FWD plea for track and trace action
Wholesalers and retailers join forces to raise concerns over tobacco legislation
A group of wholesalers have added their names to a letter sent to the government raising concerns about track and trace regulations that were introduced in May.
The joint letter between FWD and ACS highlighted issues with the method to track the sale of legitimate tobacco products through the supply chain, which asks manufacturers, wholesalers and retailers to scan the movement of items.
Addressing the exchequer secretary, the letter flagged worries about the timeframes for wholesalers and retailers to comply with the tobacco and trace regulations, and called on HMRC to provide additional clarity and support for wholesalers and retailers.
The track and trace law states that tobacco manufacturers must provide businesses in the supply chain with equipment to comply with the regulations, although bespoke solutions haven’t been provided to fit in with the complexities of the convenience sector – leaving wholesalers and retailers facing significant costs to ensure they’re compliant.
“Wholesalers are working hard to meet the requirements for new stock as it comes to market,” said FWD Chief Executive James Bielby.
“But they [wholesalers] need clear guidance on how they proceed when the scanning equipment and software is not available for technical reasons beyond their control.

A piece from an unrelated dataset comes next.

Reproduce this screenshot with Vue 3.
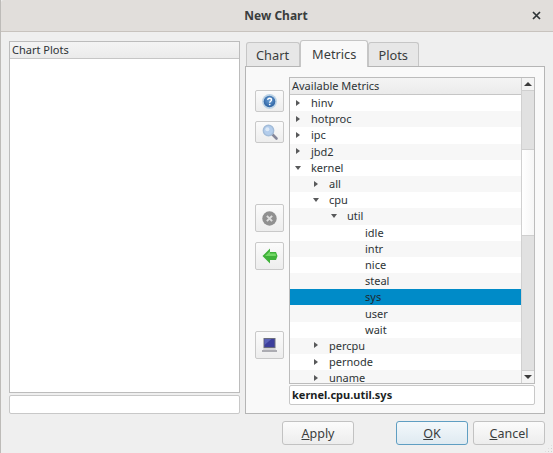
<script setup>
const tabs = [
  { label: 'Chart', active: false },
  { label: 'Metrics', active: true },
  { label: 'Plots', active: false },
]
const rows = [
  { t: 'hinv', d: 0, a: 'r' }, { t: 'hotproc', d: 0, a: 'r' }, { t: 'ipc', d: 0, a: 'r' }, { t: 'jbd2', d: 0, a: 'r' },
  { t: 'kernel', d: 0, a: 'd' }, { t: 'all', d: 1, a: 'r' }, { t: 'cpu', d: 1, a: 'd' }, { t: 'util', d: 2, a: 'd' },
  { t: 'idle', d: 3 }, { t: 'intr', d: 3 }, { t: 'nice', d: 3 }, { t: 'steal', d: 3 }, { t: 'sys', d: 3, sel: true },
  { t: 'user', d: 3 }, { t: 'wait', d: 3 }, { t: 'percpu', d: 1, a: 'r' }, { t: 'pernode', d: 1, a: 'r' }, { t: 'uname', d: 1, a: 'r' },
]
</script>

<template>
  <div class="window">
    <header class="titlebar">
      <span class="title">New Chart</span>
      <svg class="close" width="9" height="9" viewBox="0 0 9 9"><path d="M1 1l7 7M8 1L1 8" stroke="#2e3436" stroke-width="1.7" fill="none"/></svg>
    </header>
    <main class="body">
      <div class="top">
        <section class="left">
          <div class="plots">
            <div class="header">Chart Plots</div>
          </div>
          <div class="input left-input"></div>
        </section>
        <section class="right">
          <div class="tabs">
            <div v-for="t in tabs" :key="t.label" class="tab" :class="{ active: t.active }">{{ t.label }}</div>
          </div>
          <div class="pane">
            <div class="tools">
              <button class="tool t-help">
                <svg width="17" height="17" viewBox="0 0 17 17">
                  <defs><radialGradient id="hb" cx="50%" cy="40%" r="60%"><stop offset="0" stop-color="#6fa3d8"/><stop offset="1" stop-color="#2a5f9f"/></radialGradient></defs>
                  <circle cx="8.5" cy="8.5" r="7.4" fill="#bcd3e6"/>
                  <circle cx="8.5" cy="8.5" r="5.8" fill="url(#hb)"/>
                  <path d="M6.6 6.9c.2-1.2 1.1-1.7 2-1.7 1.1 0 1.9.7 1.9 1.7 0 1.4-1.8 1.4-1.8 2.8" stroke="#fff" stroke-width="1.4" fill="none"/>
                  <circle cx="8.7" cy="11.5" r=".85" fill="#fff"/>
                </svg>
              </button>
              <button class="tool t-search">
                <svg width="18" height="18" viewBox="0 0 18 18">
                  <path d="M10.5 10.5l5 5" stroke="#85879a" stroke-width="2.6" stroke-linecap="round"/>
                  <circle cx="7.5" cy="7.5" r="5.2" fill="#b3cdec" stroke="#a3bcd8" stroke-width="1.4"/>
                  <circle cx="6.4" cy="6.2" r="2" fill="#dce9f7"/>
                </svg>
              </button>
              <button class="tool t-delete">
                <svg width="17" height="17" viewBox="0 0 17 17">
                  <circle cx="8.5" cy="8.5" r="7.2" fill="#909090"/>
                  <path d="M5.9 5.9l5.2 5.2M11.1 5.9l-5.2 5.2" stroke="#dcdcdc" stroke-width="2"/>
                </svg>
              </button>
              <button class="tool t-arrow">
                <svg width="16" height="16" viewBox="0 0 16 16">
                  <path d="M0.5 8L8 0.5V4H14L15.5 8L14 12H8V15.5Z" fill="#3fb23a"/>
                  <path d="M3 8L8 3.2V5.5H13.5L14 8Z" fill="#72d765"/>
                </svg>
              </button>
              <button class="tool t-computer">
                <svg width="17" height="17" viewBox="0 0 17 17">
                  <rect x="2.5" y="1" width="12" height="10" fill="#6a6d7c"/>
                  <rect x="3.5" y="2" width="10" height="8" fill="#3c3e9c"/>
                  <path d="M3.5 2h7l-7 6z" fill="#5a62b8"/>
                  <path d="M2.5 11h12l.5 2H2z" fill="#d4d4d6"/>
                  <path d="M1 13h15v2H1z" fill="#acacb2"/>
                </svg>
              </button>
            </div>
            <div class="metrics">
              <div class="tree">
                <div class="tree-main">
                  <div class="header tree-header">Available Metrics</div>
                  <div class="rows">
                    <div v-for="(r, i) in rows" :key="r.t" class="row" :class="{ alt: i % 2 === 1, sel: r.sel, [`depth${r.d}`]: true }">
                      <span class="arrow" :class="r.a"></span>
                      <span class="label">{{ r.t }}</span>
                    </div>
                  </div>
                </div>
                <div class="scrollbar">
                  <div class="sb-btn"><span class="up"></span></div>
                  <div class="sb-track sb-before"></div>
                  <div class="sb-thumb"></div>
                  <div class="sb-track sb-after"></div>
                  <div class="sb-btn"><span class="down"></span></div>
                </div>
              </div>
              <div class="input metric-input">kernel.cpu.util.sys</div>
            </div>
          </div>
        </section>
      </div>
      <footer class="actions">
        <button class="btn apply"><span><u>A</u>pply</span></button>
        <button class="btn ok"><span><u>O</u>K</span></button>
        <button class="btn cancel"><span><u>C</u>ancel</span></button>
        <span class="grip"></span>
      </footer>
    </main>
  </div>
</template>

<style scoped>
.window {
  width: 553px;
  height: 453px;
  box-sizing: border-box;
  display: flex;
  flex-direction: column;
  background: #efefef;
  color: #2e3436;
  font-family: "Noto Sans", "Open Sans", sans-serif;
  font-size: 11px;
  border-left: 1px solid #bdbbb8;
  overflow: hidden;
  position: relative;
}
.titlebar {
  height: 32px;
  flex: none;
  box-sizing: border-box;
  display: flex;
  align-items: center;
  justify-content: center;
  position: relative;
  padding-right: 2px;
  background: #e1dedb;
  border-bottom: 1px solid #c8c3be;
  border-top-left-radius: 3px;
}
.title {
  font-weight: 700;
  font-size: 12px;
  color: #3a3d3d;
}
.close {
  position: absolute;
  right: 12px;
  top: 11px;
}
.body {
  flex: 1;
  display: flex;
  flex-direction: column;
  padding: 9px 8px 8px 8px;
  min-height: 0;
}
.top {
  display: flex;
  gap: 5px;
  height: 373px;
}
.left {
  width: 231px;
  display: flex;
  flex-direction: column;
  gap: 2px;
}
.plots {
  flex: 1;
  background: #fff;
  border: 1px solid #bcbcbc;
  box-sizing: border-box;
}
.header {
  height: 17px;
  box-sizing: border-box;
  padding-left: 2px;
  line-height: 15px;
  background: linear-gradient(#f4f4f4, #ebebeb);
  border-bottom: 1px solid #c6c6c6;
}
.left-input {
  height: 19px;
}
.input {
  box-sizing: border-box;
  background: #fff;
  border: 1px solid #c8c8c8;
  border-radius: 2px;
}
.right {
  flex: 1;
  display: flex;
  flex-direction: column;
  min-width: 0;
}
.tabs {
  display: flex;
  height: 25px;
  padding-left: 1px;
  align-items: flex-end;
  position: relative;
  z-index: 1;
}
.tab {
  height: 24px;
  box-sizing: border-box;
  padding: 0 10px 0 9px;
  font-size: 12.8px;
  line-height: 24px;
  background: #e7e7e7;
  border: 1px solid #c6c6c6;
  border-bottom: none;
  border-radius: 3px 3px 0 0;
  color: #3a3d3d;
}
.tab.active {
  height: 27px;
  background: #f9f9f9;
  line-height: 26px;
  margin-bottom: -1px;
  padding: 0 11px;
}
.pane {
  flex: 1;
  display: flex;
  gap: 5px;
  background: #f9f9f9;
  border: 1px solid #b5b5b5;
  padding: 10px 9px 8px 9px;
  min-height: 0;
}
.tools {
  width: 29px;
  display: flex;
  flex-direction: column;
  padding-top: 13px;
}
.tool {
  width: 29px;
  height: 28px;
  padding: 0;
  display: flex;
  align-items: center;
  justify-content: center;
  background: linear-gradient(#fbfbfb, #ededed);
  border: 1px solid #c9c9c9;
  border-radius: 2px;
}
.t-help, .t-search { height: 22px; }
.t-search { margin-top: 9px; }
.t-delete { margin-top: 61px; }
.t-arrow { margin-top: 10px; }
.t-computer { margin-top: 61px; }
.metrics {
  flex: 1;
  display: flex;
  flex-direction: column;
  gap: 1px;
  min-width: 0;
}
.tree {
  height: 307px;
  flex: none;
  display: flex;
  box-sizing: border-box;
  background: #fff;
  border: 1px solid #bcbcbc;
  overflow: hidden;
}
.tree-main {
  flex: 1;
  min-width: 0;
}
.tree-header {
  height: 17px;
  padding-left: 2px;
}
.rows {
  height: 289px;
  overflow: hidden;
}
.row {
  height: 16.2px;
  line-height: 16px;
  position: relative;
  display: flex;
  align-items: center;
}
.row.alt { background: #f7f7f7; }
.row.sel { background: #008bc8; color: #1f2a30; }
.depth0 { padding-left: 5px; }
.depth1 { padding-left: 23px; }
.depth2 { padding-left: 41px; }
.depth3 { padding-left: 59px; }
.arrow {
  width: 16px;
  flex: none;
  position: relative;
  height: 8px;
}
.arrow.r::before {
  content: "";
  position: absolute;
  left: 1px;
  top: 0.5px;
  border-left: 4px solid #58595a;
  border-top: 3.5px solid transparent;
  border-bottom: 3.5px solid transparent;
}
.arrow.d::before {
  content: "";
  position: absolute;
  left: 0;
  top: 2px;
  border-top: 4px solid #58595a;
  border-left: 3.5px solid transparent;
  border-right: 3.5px solid transparent;
}
.scrollbar {
  width: 12px;
  flex: none;
  border-left: 1px solid #d0d0d0;
  display: flex;
  flex-direction: column;
}
.sb-btn {
  height: 12px;
  flex: none;
  display: flex;
  align-items: center;
  justify-content: center;
  background: #f4f4f4;
}
.up {
  border-bottom: 4px solid #3c3c3c;
  border-left: 4px solid transparent;
  border-right: 4px solid transparent;
}
.down {
  border-top: 4px solid #3c3c3c;
  border-left: 4px solid transparent;
  border-right: 4px solid transparent;
}
.sb-before {
  height: 60px;
  flex: none;
}
.sb-after {
  flex: 1;
}
.sb-track {
  background: #e1e1e1;
  box-sizing: border-box;
  border-top: 1px solid #cfcfcf;
  border-bottom: 1px solid #cfcfcf;
}
.sb-thumb {
  height: 85px;
  flex: none;
  background: linear-gradient(90deg, #ffffff, #f6f6f6);
}
.metric-input {
  height: 20px;
  font-weight: 700;
  line-height: 18px;
  padding-left: 2px;
  color: #1c1f1f;
}
.actions {
  display: flex;
  margin-top: 7px;
  padding-left: 273px;
}
.btn {
  height: 24px;
  padding: 0;
  width: 72px;
  font: inherit;
  font-size: 12.5px;
  color: #3a3d3d;
  background: linear-gradient(#fbfbfb, #ededed);
  border: 1px solid #c2c2c2;
  border-radius: 3px;
}
.ok {
  margin-left: 42px;
  border-color: #5f9ec2;
  background: linear-gradient(#f3f8fb, #dfeaf1);
}
.cancel { margin-left: 5px; }
.grip {
  position: absolute;
  right: 0;
  bottom: 0;
  width: 9px;
  height: 9px;
  background-image: radial-gradient(circle, #cfcfcf 0.8px, transparent 1px);
  background-size: 3px 3px;
  clip-path: polygon(100% 0, 100% 100%, 0 100%);
}
</style>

“HMRC has indicated that wholesalers should continue trading as normal if they’re unable to comply because of software issues, but they need formal notification that this wouldn’t be considered non-compliance by HMRC. Retailers also need reassurance that they’re not breaking the law in such circumstances.”
ACS has already produced guidance for what retailers should do to comply with regulations, while the letter asks for the government to put set processes in place for those businesses that aren’t yet compliant. And ACS Chief Executive James Lowman says reassurance is the first step for HMRC to provide.
“We have countless conversations with members who are growing increasingly concerned with the lack of information and support provided by HMRC throughout the introduction of these regulations,” said Lowman.
“The short timeframe for implementation, delay in software solutions and software testing issues have caused significant problems for retailers and wholesalers, and as a result, mean they risk non-compliance when new products enter the supply chain imminently.
“HMRC must provide reassurances to retailers and wholesalers about the enforcement of track and trace regulations to minimise any disruption to their operations.”